### WHAT IS EXPECTED
Scan the material that follows. Copy every line containing the word "React".

### RECORDED INFORMATION
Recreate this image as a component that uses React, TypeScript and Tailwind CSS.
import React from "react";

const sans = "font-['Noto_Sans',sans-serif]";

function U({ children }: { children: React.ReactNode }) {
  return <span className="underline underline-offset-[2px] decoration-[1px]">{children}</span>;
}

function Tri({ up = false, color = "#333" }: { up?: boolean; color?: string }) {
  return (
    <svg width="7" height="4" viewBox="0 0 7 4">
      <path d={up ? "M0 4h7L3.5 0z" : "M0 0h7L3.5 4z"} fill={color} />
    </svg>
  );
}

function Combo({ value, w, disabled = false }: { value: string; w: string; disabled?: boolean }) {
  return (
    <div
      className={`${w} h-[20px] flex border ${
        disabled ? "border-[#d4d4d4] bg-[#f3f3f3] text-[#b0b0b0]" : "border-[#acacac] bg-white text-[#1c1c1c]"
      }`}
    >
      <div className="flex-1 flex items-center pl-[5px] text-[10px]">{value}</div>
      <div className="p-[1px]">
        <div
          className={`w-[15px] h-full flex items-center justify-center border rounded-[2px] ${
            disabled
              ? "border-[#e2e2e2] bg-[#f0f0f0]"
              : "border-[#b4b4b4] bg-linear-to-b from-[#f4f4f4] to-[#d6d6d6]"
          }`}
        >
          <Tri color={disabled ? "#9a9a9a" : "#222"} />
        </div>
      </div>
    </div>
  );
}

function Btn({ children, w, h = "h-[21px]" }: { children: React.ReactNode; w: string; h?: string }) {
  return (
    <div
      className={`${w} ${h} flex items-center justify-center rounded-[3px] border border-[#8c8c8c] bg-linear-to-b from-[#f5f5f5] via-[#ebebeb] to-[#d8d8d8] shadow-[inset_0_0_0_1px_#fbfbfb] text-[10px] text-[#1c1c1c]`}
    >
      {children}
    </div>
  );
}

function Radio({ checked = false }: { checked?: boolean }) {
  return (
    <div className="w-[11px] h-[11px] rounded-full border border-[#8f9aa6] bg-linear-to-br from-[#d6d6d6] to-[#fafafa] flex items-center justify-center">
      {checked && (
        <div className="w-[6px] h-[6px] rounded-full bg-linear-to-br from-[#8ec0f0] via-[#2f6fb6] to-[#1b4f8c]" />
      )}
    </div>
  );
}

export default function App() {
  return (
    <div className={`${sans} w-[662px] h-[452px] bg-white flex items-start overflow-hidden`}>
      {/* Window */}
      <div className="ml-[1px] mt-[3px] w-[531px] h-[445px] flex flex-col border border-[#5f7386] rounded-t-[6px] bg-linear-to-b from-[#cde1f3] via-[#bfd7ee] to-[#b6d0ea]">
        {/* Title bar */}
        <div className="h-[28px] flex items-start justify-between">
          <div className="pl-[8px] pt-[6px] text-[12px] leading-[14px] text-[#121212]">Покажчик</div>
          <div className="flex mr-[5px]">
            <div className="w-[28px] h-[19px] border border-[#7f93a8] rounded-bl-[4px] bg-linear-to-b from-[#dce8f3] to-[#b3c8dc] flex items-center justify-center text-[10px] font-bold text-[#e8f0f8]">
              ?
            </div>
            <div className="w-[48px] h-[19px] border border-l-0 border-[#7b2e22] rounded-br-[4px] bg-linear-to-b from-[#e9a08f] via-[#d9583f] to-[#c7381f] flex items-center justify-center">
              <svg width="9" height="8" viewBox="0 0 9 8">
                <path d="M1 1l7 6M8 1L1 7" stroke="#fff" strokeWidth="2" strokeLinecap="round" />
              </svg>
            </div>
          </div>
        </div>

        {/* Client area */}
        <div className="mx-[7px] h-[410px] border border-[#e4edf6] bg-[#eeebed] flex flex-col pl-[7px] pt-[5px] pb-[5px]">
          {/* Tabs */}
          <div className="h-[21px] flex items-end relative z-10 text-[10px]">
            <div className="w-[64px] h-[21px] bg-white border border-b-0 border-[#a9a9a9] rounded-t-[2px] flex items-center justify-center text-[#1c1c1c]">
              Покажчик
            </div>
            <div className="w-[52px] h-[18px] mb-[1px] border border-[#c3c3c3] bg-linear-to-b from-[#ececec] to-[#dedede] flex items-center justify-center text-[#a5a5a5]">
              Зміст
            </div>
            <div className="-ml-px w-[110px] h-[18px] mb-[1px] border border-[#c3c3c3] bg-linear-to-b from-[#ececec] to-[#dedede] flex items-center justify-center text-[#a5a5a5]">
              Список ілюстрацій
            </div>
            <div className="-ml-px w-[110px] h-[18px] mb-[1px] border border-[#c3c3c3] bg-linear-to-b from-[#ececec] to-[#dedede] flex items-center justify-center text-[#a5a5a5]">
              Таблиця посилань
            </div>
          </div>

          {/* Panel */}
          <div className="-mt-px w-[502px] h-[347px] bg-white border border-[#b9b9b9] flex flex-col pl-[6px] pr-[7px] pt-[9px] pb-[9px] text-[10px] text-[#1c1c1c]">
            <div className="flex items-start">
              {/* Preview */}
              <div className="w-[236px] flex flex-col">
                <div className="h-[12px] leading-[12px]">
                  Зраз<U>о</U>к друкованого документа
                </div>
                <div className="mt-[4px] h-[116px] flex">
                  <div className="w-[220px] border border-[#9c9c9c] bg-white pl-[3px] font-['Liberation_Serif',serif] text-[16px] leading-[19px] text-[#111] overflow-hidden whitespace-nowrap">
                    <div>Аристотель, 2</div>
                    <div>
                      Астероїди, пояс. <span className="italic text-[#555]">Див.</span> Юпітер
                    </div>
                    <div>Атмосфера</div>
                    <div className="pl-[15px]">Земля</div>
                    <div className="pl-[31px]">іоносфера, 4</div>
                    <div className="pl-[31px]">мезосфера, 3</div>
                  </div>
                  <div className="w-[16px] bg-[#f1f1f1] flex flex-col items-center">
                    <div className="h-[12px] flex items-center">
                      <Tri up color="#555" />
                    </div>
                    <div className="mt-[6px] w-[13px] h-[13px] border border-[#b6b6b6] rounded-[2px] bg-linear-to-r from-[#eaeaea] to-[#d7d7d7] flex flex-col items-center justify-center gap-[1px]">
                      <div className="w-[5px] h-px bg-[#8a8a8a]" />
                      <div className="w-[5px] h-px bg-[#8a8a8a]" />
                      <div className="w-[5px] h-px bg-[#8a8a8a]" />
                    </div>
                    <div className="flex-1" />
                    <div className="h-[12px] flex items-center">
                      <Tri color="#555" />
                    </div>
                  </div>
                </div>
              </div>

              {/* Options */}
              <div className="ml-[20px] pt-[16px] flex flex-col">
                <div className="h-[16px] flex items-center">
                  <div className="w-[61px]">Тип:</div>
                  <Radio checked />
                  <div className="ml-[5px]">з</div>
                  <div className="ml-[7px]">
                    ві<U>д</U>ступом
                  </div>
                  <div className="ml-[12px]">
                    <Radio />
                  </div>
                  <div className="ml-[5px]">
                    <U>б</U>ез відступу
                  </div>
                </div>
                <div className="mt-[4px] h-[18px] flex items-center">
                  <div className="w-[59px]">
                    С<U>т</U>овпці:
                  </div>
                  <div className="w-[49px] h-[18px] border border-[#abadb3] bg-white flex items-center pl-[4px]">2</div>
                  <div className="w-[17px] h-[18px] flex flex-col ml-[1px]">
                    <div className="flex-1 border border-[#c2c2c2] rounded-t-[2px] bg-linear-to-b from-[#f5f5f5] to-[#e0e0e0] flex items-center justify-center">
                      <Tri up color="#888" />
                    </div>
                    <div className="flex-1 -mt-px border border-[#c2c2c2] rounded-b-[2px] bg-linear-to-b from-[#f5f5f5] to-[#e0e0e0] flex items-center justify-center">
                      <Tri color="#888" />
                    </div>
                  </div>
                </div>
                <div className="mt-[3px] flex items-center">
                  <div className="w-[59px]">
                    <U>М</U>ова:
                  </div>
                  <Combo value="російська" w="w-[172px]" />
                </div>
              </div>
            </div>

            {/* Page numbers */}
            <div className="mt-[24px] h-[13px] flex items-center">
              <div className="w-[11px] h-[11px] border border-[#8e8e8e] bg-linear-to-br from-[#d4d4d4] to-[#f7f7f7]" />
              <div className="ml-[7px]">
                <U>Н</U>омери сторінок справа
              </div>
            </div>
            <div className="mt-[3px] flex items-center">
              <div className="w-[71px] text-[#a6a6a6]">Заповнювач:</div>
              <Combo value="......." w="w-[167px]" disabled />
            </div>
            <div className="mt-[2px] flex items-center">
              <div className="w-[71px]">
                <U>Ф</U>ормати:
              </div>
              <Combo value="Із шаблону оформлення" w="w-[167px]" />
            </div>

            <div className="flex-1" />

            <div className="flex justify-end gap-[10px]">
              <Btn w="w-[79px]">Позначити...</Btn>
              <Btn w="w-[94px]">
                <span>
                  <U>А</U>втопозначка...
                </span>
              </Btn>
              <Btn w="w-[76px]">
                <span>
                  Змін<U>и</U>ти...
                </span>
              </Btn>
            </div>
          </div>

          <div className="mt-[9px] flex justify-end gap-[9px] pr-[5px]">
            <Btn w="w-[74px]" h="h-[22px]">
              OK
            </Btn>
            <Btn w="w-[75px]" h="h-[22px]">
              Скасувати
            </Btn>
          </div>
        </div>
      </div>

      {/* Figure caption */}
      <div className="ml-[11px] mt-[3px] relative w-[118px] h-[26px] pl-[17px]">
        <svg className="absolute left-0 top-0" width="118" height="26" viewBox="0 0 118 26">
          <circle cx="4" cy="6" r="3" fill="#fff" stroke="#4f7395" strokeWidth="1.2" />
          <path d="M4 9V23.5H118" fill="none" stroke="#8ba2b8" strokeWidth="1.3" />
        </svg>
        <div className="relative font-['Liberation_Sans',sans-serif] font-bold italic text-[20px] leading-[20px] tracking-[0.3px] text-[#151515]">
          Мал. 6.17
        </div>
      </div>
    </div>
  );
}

### OUTPUT FOR THIS EXERCISE
Recreate this image as a component that uses React, TypeScript and Tailwind CSS.
import React from "react";
function U({ children }: { children: React.ReactNode }) {
function Btn({ children, w, h = "h-[21px]" }: { children: React.ReactNode; w: string; h?: string }) {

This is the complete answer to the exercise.